Problem to work on:
Exact reproduction of the data is required, with images excluded.
## Start
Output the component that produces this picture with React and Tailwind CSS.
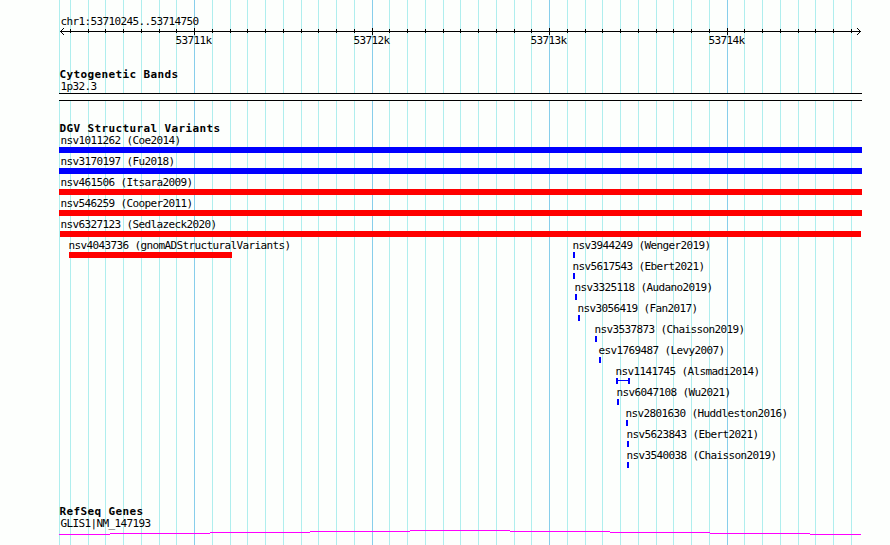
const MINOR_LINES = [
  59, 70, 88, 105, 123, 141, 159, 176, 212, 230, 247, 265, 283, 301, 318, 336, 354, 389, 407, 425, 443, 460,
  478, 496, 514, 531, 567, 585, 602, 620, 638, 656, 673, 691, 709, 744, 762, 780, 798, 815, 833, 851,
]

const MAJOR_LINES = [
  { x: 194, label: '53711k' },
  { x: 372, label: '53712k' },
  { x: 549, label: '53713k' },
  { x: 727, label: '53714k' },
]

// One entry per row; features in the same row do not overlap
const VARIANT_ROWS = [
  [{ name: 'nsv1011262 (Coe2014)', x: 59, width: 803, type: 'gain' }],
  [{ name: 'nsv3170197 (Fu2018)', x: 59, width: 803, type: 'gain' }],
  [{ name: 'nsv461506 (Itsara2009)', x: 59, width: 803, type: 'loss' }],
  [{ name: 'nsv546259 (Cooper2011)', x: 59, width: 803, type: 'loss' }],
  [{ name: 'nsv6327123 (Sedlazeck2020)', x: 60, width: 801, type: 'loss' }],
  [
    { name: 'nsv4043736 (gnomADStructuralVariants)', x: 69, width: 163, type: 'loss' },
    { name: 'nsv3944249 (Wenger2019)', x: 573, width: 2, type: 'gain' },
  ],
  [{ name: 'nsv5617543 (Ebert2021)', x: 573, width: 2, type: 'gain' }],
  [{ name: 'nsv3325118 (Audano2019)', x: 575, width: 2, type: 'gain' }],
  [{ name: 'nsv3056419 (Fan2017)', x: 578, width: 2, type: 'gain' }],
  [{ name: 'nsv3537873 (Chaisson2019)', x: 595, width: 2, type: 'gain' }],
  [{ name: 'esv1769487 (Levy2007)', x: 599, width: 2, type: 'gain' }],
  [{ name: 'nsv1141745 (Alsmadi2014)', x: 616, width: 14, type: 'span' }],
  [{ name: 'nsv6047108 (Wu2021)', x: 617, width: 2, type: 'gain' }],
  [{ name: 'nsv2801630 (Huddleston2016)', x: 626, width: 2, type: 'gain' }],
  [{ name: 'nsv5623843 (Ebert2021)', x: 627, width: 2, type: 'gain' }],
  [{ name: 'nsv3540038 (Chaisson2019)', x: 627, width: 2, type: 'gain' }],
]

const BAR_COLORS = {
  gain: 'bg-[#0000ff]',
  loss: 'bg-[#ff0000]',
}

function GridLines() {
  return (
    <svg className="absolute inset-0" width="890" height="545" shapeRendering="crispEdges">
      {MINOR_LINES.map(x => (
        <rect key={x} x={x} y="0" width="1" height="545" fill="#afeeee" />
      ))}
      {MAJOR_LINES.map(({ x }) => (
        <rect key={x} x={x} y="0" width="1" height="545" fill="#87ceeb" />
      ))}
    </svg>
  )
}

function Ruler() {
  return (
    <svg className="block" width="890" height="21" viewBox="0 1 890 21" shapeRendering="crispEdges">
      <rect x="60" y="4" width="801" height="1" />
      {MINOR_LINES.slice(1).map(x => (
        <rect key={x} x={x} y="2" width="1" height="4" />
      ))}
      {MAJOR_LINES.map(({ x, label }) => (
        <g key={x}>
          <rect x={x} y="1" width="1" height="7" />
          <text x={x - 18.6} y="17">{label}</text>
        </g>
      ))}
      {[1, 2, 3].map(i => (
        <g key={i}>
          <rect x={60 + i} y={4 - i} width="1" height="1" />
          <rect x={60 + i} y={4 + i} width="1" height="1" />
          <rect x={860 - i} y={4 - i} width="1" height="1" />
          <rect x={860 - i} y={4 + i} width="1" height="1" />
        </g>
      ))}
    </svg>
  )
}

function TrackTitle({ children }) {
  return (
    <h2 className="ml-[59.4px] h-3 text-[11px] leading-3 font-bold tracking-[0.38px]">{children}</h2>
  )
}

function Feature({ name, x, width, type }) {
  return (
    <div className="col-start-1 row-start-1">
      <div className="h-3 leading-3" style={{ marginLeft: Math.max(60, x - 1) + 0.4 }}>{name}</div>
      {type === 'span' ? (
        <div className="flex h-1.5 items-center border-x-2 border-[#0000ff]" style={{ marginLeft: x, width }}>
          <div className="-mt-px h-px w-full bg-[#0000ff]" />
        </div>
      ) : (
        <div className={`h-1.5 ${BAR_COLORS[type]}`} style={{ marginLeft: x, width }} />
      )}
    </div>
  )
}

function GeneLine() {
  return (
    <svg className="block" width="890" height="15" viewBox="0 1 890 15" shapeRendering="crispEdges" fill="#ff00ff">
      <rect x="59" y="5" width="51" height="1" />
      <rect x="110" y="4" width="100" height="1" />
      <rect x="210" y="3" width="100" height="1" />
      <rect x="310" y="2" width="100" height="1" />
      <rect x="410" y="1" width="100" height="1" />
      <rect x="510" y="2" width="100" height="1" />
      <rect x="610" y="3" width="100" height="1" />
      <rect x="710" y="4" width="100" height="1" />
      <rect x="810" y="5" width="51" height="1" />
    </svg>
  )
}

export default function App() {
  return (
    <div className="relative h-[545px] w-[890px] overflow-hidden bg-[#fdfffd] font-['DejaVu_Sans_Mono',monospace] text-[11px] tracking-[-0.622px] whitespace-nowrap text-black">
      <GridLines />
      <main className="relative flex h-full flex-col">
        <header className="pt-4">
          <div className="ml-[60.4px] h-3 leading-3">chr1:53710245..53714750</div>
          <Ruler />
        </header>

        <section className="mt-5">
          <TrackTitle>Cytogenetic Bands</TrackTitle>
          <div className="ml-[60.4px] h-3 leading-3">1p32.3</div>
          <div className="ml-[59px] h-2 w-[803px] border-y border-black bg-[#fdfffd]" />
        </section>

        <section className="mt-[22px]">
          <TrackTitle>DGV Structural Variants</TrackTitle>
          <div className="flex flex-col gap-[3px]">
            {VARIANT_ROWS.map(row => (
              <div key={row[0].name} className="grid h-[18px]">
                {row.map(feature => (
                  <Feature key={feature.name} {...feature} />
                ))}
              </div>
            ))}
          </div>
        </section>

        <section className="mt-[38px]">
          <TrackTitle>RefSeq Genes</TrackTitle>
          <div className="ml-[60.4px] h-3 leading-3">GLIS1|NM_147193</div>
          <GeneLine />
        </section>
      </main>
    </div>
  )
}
## End
Response to the exercise:
Output the component that produces this picture with React and Tailwind CSS.
const MINOR_LINES = [
  59, 70, 88, 105, 123, 141, 159, 176, 212, 230, 247, 265, 283, 301, 318, 336, 354, 389, 407, 425, 443, 460,
  478, 496, 514, 531, 567, 585, 602, 620, 638, 656, 673, 691, 709, 744, 762, 780, 798, 815, 833, 851,
]

const MAJOR_LINES = [
  { x: 194, label: '53711k' },
  { x: 372, label: '53712k' },
  { x: 549, label: '53713k' },
  { x: 727, label: '53714k' },
]

// One entry per row; features in the same row do not overlap
const VARIANT_ROWS = [
  [{ name: 'nsv1011262 (Coe2014)', x: 59, width: 803, type: 'gain' }],
  [{ name: 'nsv3170197 (Fu2018)', x: 59, width: 803, type: 'gain' }],
  [{ name: 'nsv461506 (Itsara2009)', x: 59, width: 803, type: 'loss' }],
  [{ name: 'nsv546259 (Cooper2011)', x: 59, width: 803, type: 'loss' }],
  [{ name: 'nsv6327123 (Sedlazeck2020)', x: 60, width: 801, type: 'loss' }],
  [
    { name: 'nsv4043736 (gnomADStructuralVariants)', x: 69, width: 163, type: 'loss' },
    { name: 'nsv3944249 (Wenger2019)', x: 573, width: 2, type: 'gain' },
  ],
  [{ name: 'nsv5617543 (Ebert2021)', x: 573, width: 2, type: 'gain' }],
  [{ name: 'nsv3325118 (Audano2019)', x: 575, width: 2, type: 'gain' }],
  [{ name: 'nsv3056419 (Fan2017)', x: 578, width: 2, type: 'gain' }],
  [{ name: 'nsv3537873 (Chaisson2019)', x: 595, width: 2, type: 'gain' }],
  [{ name: 'esv1769487 (Levy2007)', x: 599, width: 2, type: 'gain' }],
  [{ name: 'nsv1141745 (Alsmadi2014)', x: 616, width: 14, type: 'span' }],
  [{ name: 'nsv6047108 (Wu2021)', x: 617, width: 2, type: 'gain' }],
  [{ name: 'nsv2801630 (Huddleston2016)', x: 626, width: 2, type: 'gain' }],
  [{ name: 'nsv5623843 (Ebert2021)', x: 627, width: 2, type: 'gain' }],
  [{ name: 'nsv3540038 (Chaisson2019)', x: 627, width: 2, type: 'gain' }],
]

const BAR_COLORS = {
  gain: 'bg-[#0000ff]',
  loss: 'bg-[#ff0000]',
}

function GridLines() {
  return (
    <svg className="absolute inset-0" width="890" height="545" shapeRendering="crispEdges">
      {MINOR_LINES.map(x => (
        <rect key={x} x={x} y="0" width="1" height="545" fill="#afeeee" />
      ))}
      {MAJOR_LINES.map(({ x }) => (
        <rect key={x} x={x} y="0" width="1" height="545" fill="#87ceeb" />
      ))}
    </svg>
  )
}

function Ruler() {
  return (
    <svg className="block" width="890" height="21" viewBox="0 1 890 21" shapeRendering="crispEdges">
      <rect x="60" y="4" width="801" height="1" />
      {MINOR_LINES.slice(1).map(x => (
        <rect key={x} x={x} y="2" width="1" height="4" />
      ))}
      {MAJOR_LINES.map(({ x, label }) => (
        <g key={x}>
          <rect x={x} y="1" width="1" height="7" />
          <text x={x - 18.6} y="17">{label}</text>
        </g>
      ))}
      {[1, 2, 3].map(i => (
        <g key={i}>
          <rect x={60 + i} y={4 - i} width="1" height="1" />
          <rect x={60 + i} y={4 + i} width="1" height="1" />
          <rect x={860 - i} y={4 - i} width="1" height="1" />
          <rect x={860 - i} y={4 + i} width="1" height="1" />
        </g>
      ))}
    </svg>
  )
}

function TrackTitle({ children }) {
  return (
    <h2 className="ml-[59.4px] h-3 text-[11px] leading-3 font-bold tracking-[0.38px]">{children}</h2>
  )
}

function Feature({ name, x, width, type }) {
  return (
    <div className="col-start-1 row-start-1">
      <div className="h-3 leading-3" style={{ marginLeft: Math.max(60, x - 1) + 0.4 }}>{name}</div>
      {type === 'span' ? (
        <div className="flex h-1.5 items-center border-x-2 border-[#0000ff]" style={{ marginLeft: x, width }}>
          <div className="-mt-px h-px w-full bg-[#0000ff]" />
        </div>
      ) : (
        <div className={`h-1.5 ${BAR_COLORS[type]}`} style={{ marginLeft: x, width }} />
      )}
    </div>
  )
}

function GeneLine() {
  return (
    <svg className="block" width="890" height="15" viewBox="0 1 890 15" shapeRendering="crispEdges" fill="#ff00ff">
      <rect x="59" y="5" width="51" height="1" />
      <rect x="110" y="4" width="100" height="1" />
      <rect x="210" y="3" width="100" height="1" />
      <rect x="310" y="2" width="100" height="1" />
      <rect x="410" y="1" width="100" height="1" />
      <rect x="510" y="2" width="100" height="1" />
      <rect x="610" y="3" width="100" height="1" />
      <rect x="710" y="4" width="100" height="1" />
      <rect x="810" y="5" width="51" height="1" />
    </svg>
  )
}

export default function App() {
  return (
    <div className="relative h-[545px] w-[890px] overflow-hidden bg-[#fdfffd] font-['DejaVu_Sans_Mono',monospace] text-[11px] tracking-[-0.622px] whitespace-nowrap text-black">
      <GridLines />
      <main className="relative flex h-full flex-col">
        <header className="pt-4">
          <div className="ml-[60.4px] h-3 leading-3">chr1:53710245..53714750</div>
          <Ruler />
        </header>

        <section className="mt-5">
          <TrackTitle>Cytogenetic Bands</TrackTitle>
          <div className="ml-[60.4px] h-3 leading-3">1p32.3</div>
          <div className="ml-[59px] h-2 w-[803px] border-y border-black bg-[#fdfffd]" />
        </section>

        <section className="mt-[22px]">
          <TrackTitle>DGV Structural Variants</TrackTitle>
          <div className="flex flex-col gap-[3px]">
            {VARIANT_ROWS.map(row => (
              <div key={row[0].name} className="grid h-[18px]">
                {row.map(feature => (
                  <Feature key={feature.name} {...feature} />
                ))}
              </div>
            ))}
          </div>
        </section>

        <section className="mt-[38px]">
          <TrackTitle>RefSeq Genes</TrackTitle>
          <div className="ml-[60.4px] h-3 leading-3">GLIS1|NM_147193</div>
          <GeneLine />
        </section>
      </main>
    </div>
  )
}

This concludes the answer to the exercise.